# WHAT IS ASKED:
Repeat the material below word for word and leave out all pictures.

# STORED RECORDS:
START

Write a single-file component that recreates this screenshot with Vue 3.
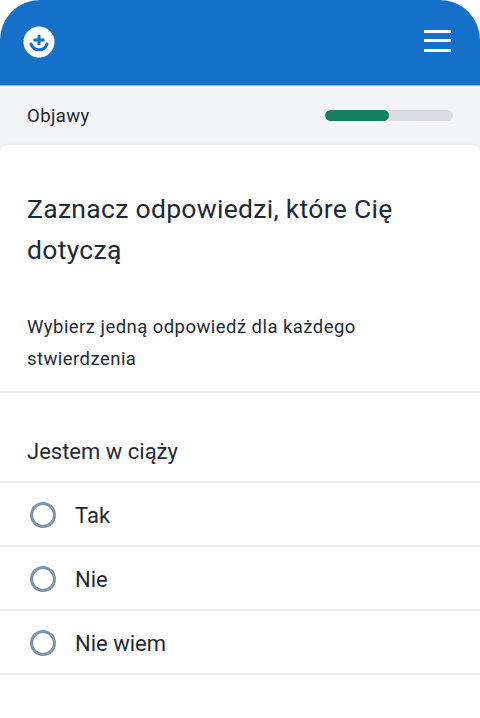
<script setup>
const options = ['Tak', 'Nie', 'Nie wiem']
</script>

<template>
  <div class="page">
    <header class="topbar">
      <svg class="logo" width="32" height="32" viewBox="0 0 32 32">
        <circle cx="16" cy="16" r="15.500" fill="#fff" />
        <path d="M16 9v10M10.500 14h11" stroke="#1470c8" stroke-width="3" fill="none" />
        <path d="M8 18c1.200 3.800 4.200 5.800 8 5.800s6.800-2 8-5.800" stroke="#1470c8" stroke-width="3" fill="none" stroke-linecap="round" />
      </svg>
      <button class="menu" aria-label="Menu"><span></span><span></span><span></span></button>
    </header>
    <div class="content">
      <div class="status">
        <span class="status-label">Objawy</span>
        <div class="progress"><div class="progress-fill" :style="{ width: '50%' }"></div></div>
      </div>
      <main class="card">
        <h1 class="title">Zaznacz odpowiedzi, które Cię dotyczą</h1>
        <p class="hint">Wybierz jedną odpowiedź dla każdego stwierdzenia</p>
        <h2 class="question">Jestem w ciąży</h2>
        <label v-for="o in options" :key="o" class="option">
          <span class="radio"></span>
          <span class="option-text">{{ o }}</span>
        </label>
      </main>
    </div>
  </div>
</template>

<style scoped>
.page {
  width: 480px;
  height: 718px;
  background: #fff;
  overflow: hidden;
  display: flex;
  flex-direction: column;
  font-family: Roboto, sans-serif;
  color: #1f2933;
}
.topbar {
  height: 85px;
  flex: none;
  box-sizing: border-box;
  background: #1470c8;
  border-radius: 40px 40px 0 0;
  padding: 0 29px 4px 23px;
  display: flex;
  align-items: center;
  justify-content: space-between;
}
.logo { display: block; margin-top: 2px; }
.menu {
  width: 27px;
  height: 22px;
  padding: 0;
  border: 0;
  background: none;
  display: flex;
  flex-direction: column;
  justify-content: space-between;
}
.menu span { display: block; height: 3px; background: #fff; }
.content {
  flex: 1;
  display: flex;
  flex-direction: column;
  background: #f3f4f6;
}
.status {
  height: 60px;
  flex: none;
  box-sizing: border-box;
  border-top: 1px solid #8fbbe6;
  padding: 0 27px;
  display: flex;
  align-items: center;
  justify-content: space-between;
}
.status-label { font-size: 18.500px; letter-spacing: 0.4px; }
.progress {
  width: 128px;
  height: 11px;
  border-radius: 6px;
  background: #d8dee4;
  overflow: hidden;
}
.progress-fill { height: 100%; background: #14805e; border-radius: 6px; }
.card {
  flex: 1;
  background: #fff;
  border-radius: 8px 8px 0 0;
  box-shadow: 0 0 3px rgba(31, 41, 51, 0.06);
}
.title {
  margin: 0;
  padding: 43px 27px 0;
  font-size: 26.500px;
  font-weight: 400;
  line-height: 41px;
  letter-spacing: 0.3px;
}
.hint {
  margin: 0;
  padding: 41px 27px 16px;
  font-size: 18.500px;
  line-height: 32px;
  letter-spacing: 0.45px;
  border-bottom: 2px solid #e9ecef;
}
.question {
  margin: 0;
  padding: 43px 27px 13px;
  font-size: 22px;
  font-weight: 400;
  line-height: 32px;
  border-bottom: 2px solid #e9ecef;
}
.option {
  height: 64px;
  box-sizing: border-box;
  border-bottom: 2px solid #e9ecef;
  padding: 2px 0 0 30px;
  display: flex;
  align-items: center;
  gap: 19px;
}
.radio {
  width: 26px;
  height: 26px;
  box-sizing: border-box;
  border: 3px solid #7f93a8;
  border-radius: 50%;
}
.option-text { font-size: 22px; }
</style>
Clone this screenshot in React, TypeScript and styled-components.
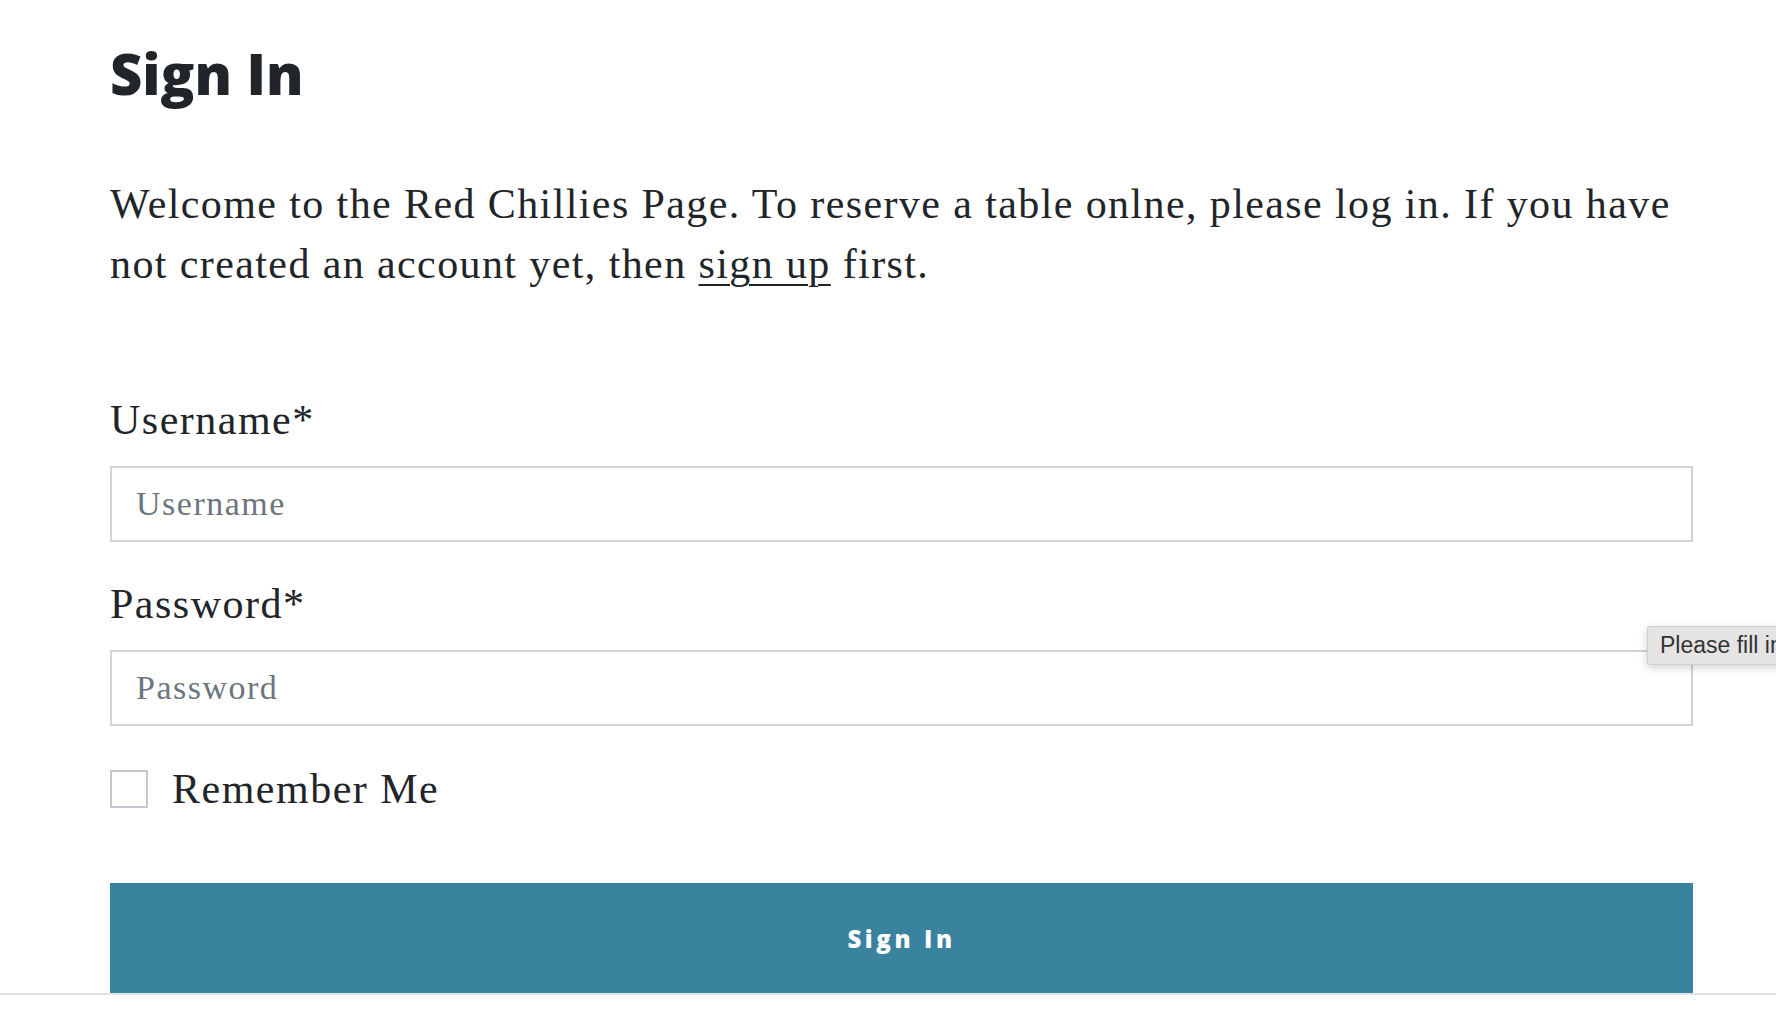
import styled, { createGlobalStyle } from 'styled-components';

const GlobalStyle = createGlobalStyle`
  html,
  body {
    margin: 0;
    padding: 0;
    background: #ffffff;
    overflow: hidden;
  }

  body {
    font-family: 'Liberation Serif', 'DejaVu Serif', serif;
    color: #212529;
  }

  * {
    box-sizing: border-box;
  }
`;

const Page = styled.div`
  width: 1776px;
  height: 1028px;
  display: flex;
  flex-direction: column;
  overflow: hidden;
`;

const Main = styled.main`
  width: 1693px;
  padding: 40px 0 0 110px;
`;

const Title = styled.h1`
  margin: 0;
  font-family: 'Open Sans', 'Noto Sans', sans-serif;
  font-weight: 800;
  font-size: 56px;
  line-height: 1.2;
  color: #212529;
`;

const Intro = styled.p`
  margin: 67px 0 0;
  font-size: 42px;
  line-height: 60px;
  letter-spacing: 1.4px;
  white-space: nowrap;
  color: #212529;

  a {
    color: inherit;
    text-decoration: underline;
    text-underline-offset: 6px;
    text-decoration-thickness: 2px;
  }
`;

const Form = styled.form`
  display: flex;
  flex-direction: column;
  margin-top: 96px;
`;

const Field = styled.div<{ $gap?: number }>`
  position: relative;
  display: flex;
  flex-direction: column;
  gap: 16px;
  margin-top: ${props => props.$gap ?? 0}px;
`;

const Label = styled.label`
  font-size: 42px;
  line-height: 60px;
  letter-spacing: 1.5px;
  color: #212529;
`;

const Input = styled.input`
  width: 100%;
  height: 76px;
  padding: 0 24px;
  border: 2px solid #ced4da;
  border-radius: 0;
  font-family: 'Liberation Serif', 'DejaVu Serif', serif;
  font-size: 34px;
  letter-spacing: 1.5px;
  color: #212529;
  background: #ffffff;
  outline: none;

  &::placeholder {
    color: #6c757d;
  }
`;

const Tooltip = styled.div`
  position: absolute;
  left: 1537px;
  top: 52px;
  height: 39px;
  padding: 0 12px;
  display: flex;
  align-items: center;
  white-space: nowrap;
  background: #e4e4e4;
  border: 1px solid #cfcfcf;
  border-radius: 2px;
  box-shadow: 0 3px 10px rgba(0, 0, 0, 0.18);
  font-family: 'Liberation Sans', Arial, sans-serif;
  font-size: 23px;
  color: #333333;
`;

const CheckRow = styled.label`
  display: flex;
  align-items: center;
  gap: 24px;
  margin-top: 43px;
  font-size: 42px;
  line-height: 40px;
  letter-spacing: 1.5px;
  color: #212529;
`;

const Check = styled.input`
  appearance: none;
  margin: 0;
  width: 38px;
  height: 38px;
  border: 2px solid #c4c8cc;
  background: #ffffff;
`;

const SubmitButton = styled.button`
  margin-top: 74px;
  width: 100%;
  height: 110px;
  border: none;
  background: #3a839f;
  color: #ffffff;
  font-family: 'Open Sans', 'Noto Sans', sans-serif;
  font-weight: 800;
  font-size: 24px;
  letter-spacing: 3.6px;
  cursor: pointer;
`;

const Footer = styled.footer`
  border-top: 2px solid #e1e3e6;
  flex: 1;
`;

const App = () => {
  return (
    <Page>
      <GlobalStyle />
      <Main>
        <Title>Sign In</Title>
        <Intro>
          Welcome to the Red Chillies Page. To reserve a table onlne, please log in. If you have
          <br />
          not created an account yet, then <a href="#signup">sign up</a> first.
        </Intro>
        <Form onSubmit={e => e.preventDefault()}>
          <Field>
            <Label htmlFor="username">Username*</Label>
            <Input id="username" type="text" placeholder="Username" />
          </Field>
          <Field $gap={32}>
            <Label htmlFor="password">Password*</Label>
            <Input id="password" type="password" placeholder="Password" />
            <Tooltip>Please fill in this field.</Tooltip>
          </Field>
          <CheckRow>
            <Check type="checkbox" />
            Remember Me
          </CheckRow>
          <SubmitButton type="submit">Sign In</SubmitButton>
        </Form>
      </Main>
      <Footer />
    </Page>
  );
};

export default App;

END

# THE REPLY:
Write a single-file component that recreates this screenshot with Vue 3.
<script setup>
const options = ['Tak', 'Nie', 'Nie wiem']
</script>

<template>
  <div class="page">
    <header class="topbar">
      <svg class="logo" width="32" height="32" viewBox="0 0 32 32">
        <circle cx="16" cy="16" r="15.500" fill="#fff" />
        <path d="M16 9v10M10.500 14h11" stroke="#1470c8" stroke-width="3" fill="none" />
        <path d="M8 18c1.200 3.800 4.200 5.800 8 5.800s6.800-2 8-5.800" stroke="#1470c8" stroke-width="3" fill="none" stroke-linecap="round" />
      </svg>
      <button class="menu" aria-label="Menu"><span></span><span></span><span></span></button>
    </header>
    <div class="content">
      <div class="status">
        <span class="status-label">Objawy</span>
        <div class="progress"><div class="progress-fill" :style="{ width: '50%' }"></div></div>
      </div>
      <main class="card">
        <h1 class="title">Zaznacz odpowiedzi, które Cię dotyczą</h1>
        <p class="hint">Wybierz jedną odpowiedź dla każdego stwierdzenia</p>
        <h2 class="question">Jestem w ciąży</h2>
        <label v-for="o in options" :key="o" class="option">
          <span class="radio"></span>
          <span class="option-text">{{ o }}</span>
        </label>
      </main>
    </div>
  </div>
</template>

<style scoped>
.page {
  width: 480px;
  height: 718px;
  background: #fff;
  overflow: hidden;
  display: flex;
  flex-direction: column;
  font-family: Roboto, sans-serif;
  color: #1f2933;
}
.topbar {
  height: 85px;
  flex: none;
  box-sizing: border-box;
  background: #1470c8;
  border-radius: 40px 40px 0 0;
  padding: 0 29px 4px 23px;
  display: flex;
  align-items: center;
  justify-content: space-between;
}
.logo { display: block; margin-top: 2px; }
.menu {
  width: 27px;
  height: 22px;
  padding: 0;
  border: 0;
  background: none;
  display: flex;
  flex-direction: column;
  justify-content: space-between;
}
.menu span { display: block; height: 3px; background: #fff; }
.content {
  flex: 1;
  display: flex;
  flex-direction: column;
  background: #f3f4f6;
}
.status {
  height: 60px;
  flex: none;
  box-sizing: border-box;
  border-top: 1px solid #8fbbe6;
  padding: 0 27px;
  display: flex;
  align-items: center;
  justify-content: space-between;
}
.status-label { font-size: 18.500px; letter-spacing: 0.4px; }
.progress {
  width: 128px;
  height: 11px;
  border-radius: 6px;
  background: #d8dee4;
  overflow: hidden;
}
.progress-fill { height: 100%; background: #14805e; border-radius: 6px; }
.card {
  flex: 1;
  background: #fff;
  border-radius: 8px 8px 0 0;
  box-shadow: 0 0 3px rgba(31, 41, 51, 0.06);
}
.title {
  margin: 0;
  padding: 43px 27px 0;
  font-size: 26.500px;
  font-weight: 400;
  line-height: 41px;
  letter-spacing: 0.3px;
}
.hint {
  margin: 0;
  padding: 41px 27px 16px;
  font-size: 18.500px;
  line-height: 32px;
  letter-spacing: 0.45px;
  border-bottom: 2px solid #e9ecef;
}
.question {
  margin: 0;
  padding: 43px 27px 13px;
  font-size: 22px;
  font-weight: 400;
  line-height: 32px;
  border-bottom: 2px solid #e9ecef;
}
.option {
  height: 64px;
  box-sizing: border-box;
  border-bottom: 2px solid #e9ecef;
  padding: 2px 0 0 30px;
  display: flex;
  align-items: center;
  gap: 19px;
}
.radio {
  width: 26px;
  height: 26px;
  box-sizing: border-box;
  border: 3px solid #7f93a8;
  border-radius: 50%;
}
.option-text { font-size: 22px; }
</style>
Clone this screenshot in React, TypeScript and styled-components.
import styled, { createGlobalStyle } from 'styled-components';

const GlobalStyle = createGlobalStyle`
  html,
  body {
    margin: 0;
    padding: 0;
    background: #ffffff;
    overflow: hidden;
  }

  body {
    font-family: 'Liberation Serif', 'DejaVu Serif', serif;
    color: #212529;
  }

  * {
    box-sizing: border-box;
  }
`;

const Page = styled.div`
  width: 1776px;
  height: 1028px;
  display: flex;
  flex-direction: column;
  overflow: hidden;
`;

const Main = styled.main`
  width: 1693px;
  padding: 40px 0 0 110px;
`;

const Title = styled.h1`
  margin: 0;
  font-family: 'Open Sans', 'Noto Sans', sans-serif;
  font-weight: 800;
  font-size: 56px;
  line-height: 1.2;
  color: #212529;
`;

const Intro = styled.p`
  margin: 67px 0 0;
  font-size: 42px;
  line-height: 60px;
  letter-spacing: 1.4px;
  white-space: nowrap;
  color: #212529;

  a {
    color: inherit;
    text-decoration: underline;
    text-underline-offset: 6px;
    text-decoration-thickness: 2px;
  }
`;

const Form = styled.form`
  display: flex;
  flex-direction: column;
  margin-top: 96px;
`;

const Field = styled.div<{ $gap?: number }>`
  position: relative;
  display: flex;
  flex-direction: column;
  gap: 16px;
  margin-top: ${props => props.$gap ?? 0}px;
`;

const Label = styled.label`
  font-size: 42px;
  line-height: 60px;
  letter-spacing: 1.5px;
  color: #212529;
`;

const Input = styled.input`
  width: 100%;
  height: 76px;
  padding: 0 24px;
  border: 2px solid #ced4da;
  border-radius: 0;
  font-family: 'Liberation Serif', 'DejaVu Serif', serif;
  font-size: 34px;
  letter-spacing: 1.5px;
  color: #212529;
  background: #ffffff;
  outline: none;

  &::placeholder {
    color: #6c757d;
  }
`;

const Tooltip = styled.div`
  position: absolute;
  left: 1537px;
  top: 52px;
  height: 39px;
  padding: 0 12px;
  display: flex;
  align-items: center;
  white-space: nowrap;
  background: #e4e4e4;
  border: 1px solid #cfcfcf;
  border-radius: 2px;
  box-shadow: 0 3px 10px rgba(0, 0, 0, 0.18);
  font-family: 'Liberation Sans', Arial, sans-serif;
  font-size: 23px;
  color: #333333;
`;

const CheckRow = styled.label`
  display: flex;
  align-items: center;
  gap: 24px;
  margin-top: 43px;
  font-size: 42px;
  line-height: 40px;
  letter-spacing: 1.5px;
  color: #212529;
`;

const Check = styled.input`
  appearance: none;
  margin: 0;
  width: 38px;
  height: 38px;
  border: 2px solid #c4c8cc;
  background: #ffffff;
`;

const SubmitButton = styled.button`
  margin-top: 74px;
  width: 100%;
  height: 110px;
  border: none;
  background: #3a839f;
  color: #ffffff;
  font-family: 'Open Sans', 'Noto Sans', sans-serif;
  font-weight: 800;
  font-size: 24px;
  letter-spacing: 3.6px;
  cursor: pointer;
`;

const Footer = styled.footer`
  border-top: 2px solid #e1e3e6;
  flex: 1;
`;

const App = () => {
  return (
    <Page>
      <GlobalStyle />
      <Main>
        <Title>Sign In</Title>
        <Intro>
          Welcome to the Red Chillies Page. To reserve a table onlne, please log in. If you have
          <br />
          not created an account yet, then <a href="#signup">sign up</a> first.
        </Intro>
        <Form onSubmit={e => e.preventDefault()}>
          <Field>
            <Label htmlFor="username">Username*</Label>
            <Input id="username" type="text" placeholder="Username" />
          </Field>
          <Field $gap={32}>
            <Label htmlFor="password">Password*</Label>
            <Input id="password" type="password" placeholder="Password" />
            <Tooltip>Please fill in this field.</Tooltip>
          </Field>
          <CheckRow>
            <Check type="checkbox" />
            Remember Me
          </CheckRow>
          <SubmitButton type="submit">Sign In</SubmitButton>
        </Form>
      </Main>
      <Footer />
    </Page>
  );
};

export default App;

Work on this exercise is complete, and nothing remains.